*STATED PROBLEM:*
Leave out the pictures, and return only the lines running from the one that contains "Write a component" to the one that contains "const rooms = [1, 2, 3];", both included, exactly as they appear.

*EXERCISE DATA:*
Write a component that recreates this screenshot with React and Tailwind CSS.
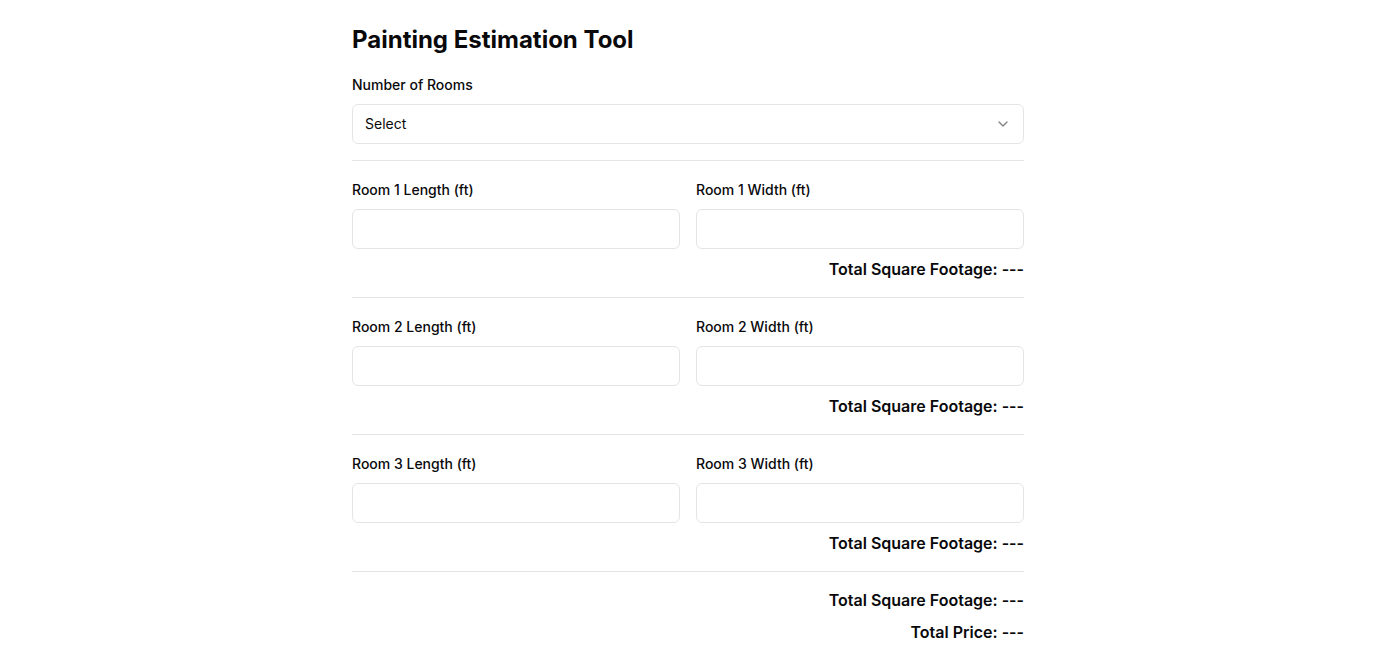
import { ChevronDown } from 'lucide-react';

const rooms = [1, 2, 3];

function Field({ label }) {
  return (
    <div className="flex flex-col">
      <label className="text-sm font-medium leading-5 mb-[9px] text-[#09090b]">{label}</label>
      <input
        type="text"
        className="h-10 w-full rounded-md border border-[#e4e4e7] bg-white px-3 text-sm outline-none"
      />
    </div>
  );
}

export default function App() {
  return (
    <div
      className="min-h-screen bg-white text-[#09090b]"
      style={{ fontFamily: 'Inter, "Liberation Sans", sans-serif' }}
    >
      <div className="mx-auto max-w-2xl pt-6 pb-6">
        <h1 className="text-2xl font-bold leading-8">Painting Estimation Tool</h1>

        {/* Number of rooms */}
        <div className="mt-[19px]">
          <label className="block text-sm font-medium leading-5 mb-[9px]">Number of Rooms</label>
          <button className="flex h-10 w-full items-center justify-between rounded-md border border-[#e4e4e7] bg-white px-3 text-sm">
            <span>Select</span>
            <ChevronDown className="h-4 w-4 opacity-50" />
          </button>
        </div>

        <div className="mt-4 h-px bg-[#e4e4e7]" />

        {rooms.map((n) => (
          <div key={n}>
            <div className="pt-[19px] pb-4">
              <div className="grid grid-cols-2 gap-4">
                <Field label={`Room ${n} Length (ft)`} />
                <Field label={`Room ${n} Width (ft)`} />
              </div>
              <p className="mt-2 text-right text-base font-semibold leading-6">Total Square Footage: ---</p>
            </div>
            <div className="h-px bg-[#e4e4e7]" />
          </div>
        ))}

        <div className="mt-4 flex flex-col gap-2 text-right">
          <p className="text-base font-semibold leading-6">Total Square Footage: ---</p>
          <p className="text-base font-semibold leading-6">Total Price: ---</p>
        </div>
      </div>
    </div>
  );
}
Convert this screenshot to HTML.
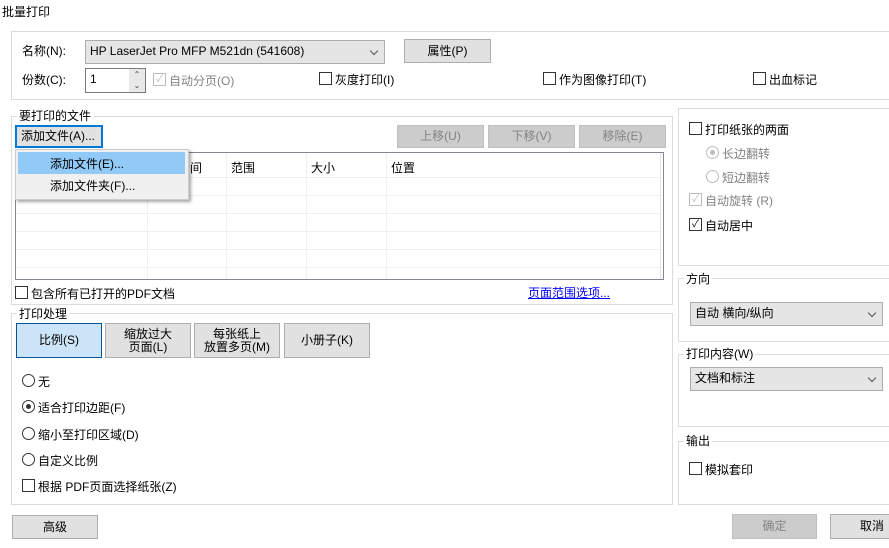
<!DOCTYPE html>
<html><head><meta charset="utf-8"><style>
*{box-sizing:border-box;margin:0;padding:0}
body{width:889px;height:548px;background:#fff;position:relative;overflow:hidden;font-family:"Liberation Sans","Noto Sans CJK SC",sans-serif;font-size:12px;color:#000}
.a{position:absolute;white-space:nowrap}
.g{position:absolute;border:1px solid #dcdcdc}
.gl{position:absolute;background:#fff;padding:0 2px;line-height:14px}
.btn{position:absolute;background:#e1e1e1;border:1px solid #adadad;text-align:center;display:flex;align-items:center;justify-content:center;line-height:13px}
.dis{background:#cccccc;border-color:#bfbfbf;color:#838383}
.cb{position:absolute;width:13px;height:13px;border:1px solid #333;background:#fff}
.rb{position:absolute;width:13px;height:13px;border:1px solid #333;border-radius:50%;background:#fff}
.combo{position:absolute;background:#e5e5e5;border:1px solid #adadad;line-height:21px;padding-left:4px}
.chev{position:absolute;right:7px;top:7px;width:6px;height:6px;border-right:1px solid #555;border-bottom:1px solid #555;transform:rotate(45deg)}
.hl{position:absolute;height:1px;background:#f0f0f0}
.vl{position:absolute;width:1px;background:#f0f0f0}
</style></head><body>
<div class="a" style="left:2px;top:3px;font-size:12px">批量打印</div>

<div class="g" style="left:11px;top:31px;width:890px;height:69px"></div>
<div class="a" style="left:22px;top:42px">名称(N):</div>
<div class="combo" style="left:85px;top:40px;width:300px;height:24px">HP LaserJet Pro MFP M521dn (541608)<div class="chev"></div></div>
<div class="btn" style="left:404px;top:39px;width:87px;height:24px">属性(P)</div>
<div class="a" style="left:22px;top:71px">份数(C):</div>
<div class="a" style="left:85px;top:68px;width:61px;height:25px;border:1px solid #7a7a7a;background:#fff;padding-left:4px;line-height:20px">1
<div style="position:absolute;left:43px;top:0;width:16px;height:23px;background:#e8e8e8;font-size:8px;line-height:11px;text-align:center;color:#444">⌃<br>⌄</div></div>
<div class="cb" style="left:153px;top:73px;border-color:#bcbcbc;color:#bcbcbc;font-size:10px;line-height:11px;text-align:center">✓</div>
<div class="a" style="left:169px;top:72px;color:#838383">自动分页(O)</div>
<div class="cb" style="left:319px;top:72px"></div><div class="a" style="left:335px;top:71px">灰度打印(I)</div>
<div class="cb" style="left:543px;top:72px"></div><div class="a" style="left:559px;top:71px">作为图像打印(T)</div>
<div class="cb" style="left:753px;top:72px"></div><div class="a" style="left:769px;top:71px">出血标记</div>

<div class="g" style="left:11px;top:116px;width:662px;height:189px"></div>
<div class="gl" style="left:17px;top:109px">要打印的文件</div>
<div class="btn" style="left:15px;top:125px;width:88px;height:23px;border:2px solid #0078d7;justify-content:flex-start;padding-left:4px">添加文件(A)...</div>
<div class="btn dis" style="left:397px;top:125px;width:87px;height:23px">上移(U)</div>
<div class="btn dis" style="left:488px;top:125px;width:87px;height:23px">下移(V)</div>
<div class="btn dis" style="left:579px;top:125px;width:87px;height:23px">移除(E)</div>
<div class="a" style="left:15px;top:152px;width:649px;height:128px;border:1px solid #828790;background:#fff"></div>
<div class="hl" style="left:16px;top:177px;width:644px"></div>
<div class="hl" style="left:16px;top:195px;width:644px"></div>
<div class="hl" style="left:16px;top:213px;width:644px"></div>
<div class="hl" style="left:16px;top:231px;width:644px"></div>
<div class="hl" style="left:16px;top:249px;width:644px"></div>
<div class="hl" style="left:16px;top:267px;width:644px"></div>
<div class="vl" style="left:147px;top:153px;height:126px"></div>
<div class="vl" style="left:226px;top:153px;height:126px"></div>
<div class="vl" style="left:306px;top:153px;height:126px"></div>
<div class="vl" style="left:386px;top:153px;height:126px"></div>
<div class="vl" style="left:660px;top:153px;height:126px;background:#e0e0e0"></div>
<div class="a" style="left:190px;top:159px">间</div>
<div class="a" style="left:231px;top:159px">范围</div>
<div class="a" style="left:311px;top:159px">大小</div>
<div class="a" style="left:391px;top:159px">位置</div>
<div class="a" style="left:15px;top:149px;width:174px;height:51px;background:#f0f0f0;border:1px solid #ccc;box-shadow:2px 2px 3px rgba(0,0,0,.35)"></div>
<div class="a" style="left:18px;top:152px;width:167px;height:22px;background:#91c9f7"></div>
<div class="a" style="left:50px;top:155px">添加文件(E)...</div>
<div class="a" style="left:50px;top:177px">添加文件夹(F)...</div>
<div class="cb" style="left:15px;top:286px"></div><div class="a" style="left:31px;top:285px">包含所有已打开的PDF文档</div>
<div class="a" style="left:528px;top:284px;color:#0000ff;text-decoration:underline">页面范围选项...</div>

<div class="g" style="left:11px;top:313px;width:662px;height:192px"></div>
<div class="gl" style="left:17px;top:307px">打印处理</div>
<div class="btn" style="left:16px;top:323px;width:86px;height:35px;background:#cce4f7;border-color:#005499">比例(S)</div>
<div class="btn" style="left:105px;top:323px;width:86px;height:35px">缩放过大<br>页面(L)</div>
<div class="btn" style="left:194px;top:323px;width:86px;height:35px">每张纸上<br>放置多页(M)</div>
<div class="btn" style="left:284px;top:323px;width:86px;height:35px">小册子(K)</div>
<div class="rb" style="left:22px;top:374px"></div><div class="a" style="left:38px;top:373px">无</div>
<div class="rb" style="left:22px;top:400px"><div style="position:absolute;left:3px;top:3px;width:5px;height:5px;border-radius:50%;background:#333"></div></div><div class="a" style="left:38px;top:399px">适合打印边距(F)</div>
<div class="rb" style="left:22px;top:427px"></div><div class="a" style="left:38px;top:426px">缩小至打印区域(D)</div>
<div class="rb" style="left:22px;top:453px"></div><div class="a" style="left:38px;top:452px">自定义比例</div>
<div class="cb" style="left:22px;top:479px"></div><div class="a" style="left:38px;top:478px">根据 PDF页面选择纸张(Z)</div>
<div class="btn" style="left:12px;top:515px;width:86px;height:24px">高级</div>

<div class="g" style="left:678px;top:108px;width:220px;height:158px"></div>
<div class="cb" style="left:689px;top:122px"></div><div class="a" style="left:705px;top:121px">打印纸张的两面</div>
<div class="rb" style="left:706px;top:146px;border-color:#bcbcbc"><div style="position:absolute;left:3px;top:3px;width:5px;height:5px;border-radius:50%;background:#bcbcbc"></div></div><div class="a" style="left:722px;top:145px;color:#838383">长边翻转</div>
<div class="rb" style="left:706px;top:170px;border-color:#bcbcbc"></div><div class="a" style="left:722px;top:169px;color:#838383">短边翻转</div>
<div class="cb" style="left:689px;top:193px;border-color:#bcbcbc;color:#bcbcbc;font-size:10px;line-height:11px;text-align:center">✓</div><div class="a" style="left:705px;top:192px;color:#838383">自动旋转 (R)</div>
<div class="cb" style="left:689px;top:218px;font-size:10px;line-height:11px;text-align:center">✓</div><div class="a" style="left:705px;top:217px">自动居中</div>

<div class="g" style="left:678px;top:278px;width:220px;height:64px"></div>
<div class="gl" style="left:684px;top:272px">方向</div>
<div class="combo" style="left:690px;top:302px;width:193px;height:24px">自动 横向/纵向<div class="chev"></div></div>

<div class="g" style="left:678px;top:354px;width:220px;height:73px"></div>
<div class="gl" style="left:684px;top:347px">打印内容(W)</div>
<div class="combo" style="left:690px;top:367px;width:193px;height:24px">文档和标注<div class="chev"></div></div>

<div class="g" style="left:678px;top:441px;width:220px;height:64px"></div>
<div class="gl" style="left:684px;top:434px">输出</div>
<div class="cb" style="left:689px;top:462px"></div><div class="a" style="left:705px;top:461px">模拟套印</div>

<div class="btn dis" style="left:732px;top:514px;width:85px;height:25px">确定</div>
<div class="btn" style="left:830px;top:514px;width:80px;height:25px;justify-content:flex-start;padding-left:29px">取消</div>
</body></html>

...

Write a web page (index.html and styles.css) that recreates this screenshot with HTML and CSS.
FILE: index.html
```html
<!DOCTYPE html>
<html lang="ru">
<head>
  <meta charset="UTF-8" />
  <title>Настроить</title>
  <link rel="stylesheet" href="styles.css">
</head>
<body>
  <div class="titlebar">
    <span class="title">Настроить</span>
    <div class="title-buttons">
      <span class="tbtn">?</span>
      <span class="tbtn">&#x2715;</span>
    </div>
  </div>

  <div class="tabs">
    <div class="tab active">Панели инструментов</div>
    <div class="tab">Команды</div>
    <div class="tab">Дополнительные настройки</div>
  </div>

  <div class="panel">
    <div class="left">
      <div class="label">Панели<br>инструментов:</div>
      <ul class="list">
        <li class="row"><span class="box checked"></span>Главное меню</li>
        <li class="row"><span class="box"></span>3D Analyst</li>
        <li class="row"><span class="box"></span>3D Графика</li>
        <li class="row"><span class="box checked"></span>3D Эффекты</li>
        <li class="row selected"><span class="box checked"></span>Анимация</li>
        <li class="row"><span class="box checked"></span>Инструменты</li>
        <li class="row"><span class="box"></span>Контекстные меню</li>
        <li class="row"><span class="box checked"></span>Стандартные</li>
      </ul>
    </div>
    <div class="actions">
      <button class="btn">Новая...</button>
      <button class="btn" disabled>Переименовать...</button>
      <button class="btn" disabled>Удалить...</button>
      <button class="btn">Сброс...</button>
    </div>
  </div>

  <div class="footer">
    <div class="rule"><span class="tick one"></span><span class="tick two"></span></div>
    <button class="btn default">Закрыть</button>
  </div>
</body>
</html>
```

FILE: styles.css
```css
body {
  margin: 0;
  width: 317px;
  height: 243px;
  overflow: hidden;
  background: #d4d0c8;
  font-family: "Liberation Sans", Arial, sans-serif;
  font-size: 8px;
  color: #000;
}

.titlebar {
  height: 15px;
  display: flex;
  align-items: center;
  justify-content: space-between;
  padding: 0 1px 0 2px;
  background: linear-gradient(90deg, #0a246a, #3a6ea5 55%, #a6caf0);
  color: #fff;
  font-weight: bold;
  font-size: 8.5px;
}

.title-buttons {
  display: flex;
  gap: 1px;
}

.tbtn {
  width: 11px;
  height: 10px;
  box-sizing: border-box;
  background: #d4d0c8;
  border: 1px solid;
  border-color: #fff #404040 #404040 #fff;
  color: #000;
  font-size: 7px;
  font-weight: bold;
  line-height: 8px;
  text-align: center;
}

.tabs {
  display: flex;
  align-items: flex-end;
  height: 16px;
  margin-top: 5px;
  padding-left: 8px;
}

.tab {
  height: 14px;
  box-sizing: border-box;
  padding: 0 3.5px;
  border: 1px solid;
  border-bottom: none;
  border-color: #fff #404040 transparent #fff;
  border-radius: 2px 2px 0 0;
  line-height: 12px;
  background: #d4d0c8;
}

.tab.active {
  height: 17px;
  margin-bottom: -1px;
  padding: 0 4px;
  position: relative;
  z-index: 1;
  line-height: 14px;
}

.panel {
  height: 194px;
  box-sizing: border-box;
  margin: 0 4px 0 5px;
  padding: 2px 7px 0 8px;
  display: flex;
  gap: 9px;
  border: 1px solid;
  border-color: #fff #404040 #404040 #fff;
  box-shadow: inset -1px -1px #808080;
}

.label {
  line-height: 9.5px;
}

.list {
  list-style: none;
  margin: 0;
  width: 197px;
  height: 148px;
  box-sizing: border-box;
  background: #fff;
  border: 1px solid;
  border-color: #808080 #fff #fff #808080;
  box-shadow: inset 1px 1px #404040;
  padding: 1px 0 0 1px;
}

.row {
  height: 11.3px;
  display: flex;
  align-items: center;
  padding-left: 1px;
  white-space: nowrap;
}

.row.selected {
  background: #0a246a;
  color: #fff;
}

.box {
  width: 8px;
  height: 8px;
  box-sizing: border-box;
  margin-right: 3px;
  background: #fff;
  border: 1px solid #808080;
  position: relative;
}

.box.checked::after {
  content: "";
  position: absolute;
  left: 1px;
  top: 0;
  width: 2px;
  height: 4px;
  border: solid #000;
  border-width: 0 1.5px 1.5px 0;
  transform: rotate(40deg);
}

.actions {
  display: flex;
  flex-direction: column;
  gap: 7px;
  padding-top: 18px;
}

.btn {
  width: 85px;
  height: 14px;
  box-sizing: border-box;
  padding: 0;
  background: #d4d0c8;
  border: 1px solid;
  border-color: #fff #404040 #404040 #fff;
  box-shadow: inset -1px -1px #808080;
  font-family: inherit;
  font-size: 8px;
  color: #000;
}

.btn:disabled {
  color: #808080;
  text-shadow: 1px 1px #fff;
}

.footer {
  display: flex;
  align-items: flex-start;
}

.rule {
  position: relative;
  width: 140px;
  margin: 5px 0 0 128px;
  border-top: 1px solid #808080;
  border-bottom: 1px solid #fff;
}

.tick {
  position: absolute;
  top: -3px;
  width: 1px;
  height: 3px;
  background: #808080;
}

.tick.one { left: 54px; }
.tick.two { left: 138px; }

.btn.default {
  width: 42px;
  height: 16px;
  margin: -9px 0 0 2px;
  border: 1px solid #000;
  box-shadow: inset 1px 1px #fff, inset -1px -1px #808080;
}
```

==

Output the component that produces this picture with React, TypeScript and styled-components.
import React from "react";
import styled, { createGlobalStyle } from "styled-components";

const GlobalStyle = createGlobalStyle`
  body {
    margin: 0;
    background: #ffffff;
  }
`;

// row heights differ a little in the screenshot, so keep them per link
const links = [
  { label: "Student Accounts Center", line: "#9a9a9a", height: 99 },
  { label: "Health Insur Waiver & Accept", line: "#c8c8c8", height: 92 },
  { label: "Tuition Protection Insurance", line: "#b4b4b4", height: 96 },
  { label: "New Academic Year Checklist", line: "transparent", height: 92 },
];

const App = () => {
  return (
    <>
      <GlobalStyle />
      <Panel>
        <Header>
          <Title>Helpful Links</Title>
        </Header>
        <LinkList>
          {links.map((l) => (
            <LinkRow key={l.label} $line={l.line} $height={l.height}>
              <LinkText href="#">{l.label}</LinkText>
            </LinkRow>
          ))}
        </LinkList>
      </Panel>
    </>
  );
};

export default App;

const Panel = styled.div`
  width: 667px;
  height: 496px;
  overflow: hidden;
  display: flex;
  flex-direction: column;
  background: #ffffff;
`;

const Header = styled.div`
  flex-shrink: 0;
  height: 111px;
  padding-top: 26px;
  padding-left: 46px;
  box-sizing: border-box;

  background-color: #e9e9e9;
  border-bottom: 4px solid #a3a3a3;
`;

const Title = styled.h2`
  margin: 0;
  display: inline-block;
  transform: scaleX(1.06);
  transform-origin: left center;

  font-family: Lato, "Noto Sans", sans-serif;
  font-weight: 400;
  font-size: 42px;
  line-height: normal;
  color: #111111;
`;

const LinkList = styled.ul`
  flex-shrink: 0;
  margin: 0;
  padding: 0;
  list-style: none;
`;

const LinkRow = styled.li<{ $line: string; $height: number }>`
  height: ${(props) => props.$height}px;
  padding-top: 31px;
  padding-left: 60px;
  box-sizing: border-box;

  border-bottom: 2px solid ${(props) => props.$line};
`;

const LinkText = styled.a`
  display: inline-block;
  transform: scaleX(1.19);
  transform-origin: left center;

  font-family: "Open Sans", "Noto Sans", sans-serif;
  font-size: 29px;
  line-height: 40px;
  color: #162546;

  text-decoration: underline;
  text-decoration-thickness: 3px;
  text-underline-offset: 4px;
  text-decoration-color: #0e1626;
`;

*THE SOLUTION:*
Write a component that recreates this screenshot with React and Tailwind CSS.
import { ChevronDown } from 'lucide-react';

const rooms = [1, 2, 3];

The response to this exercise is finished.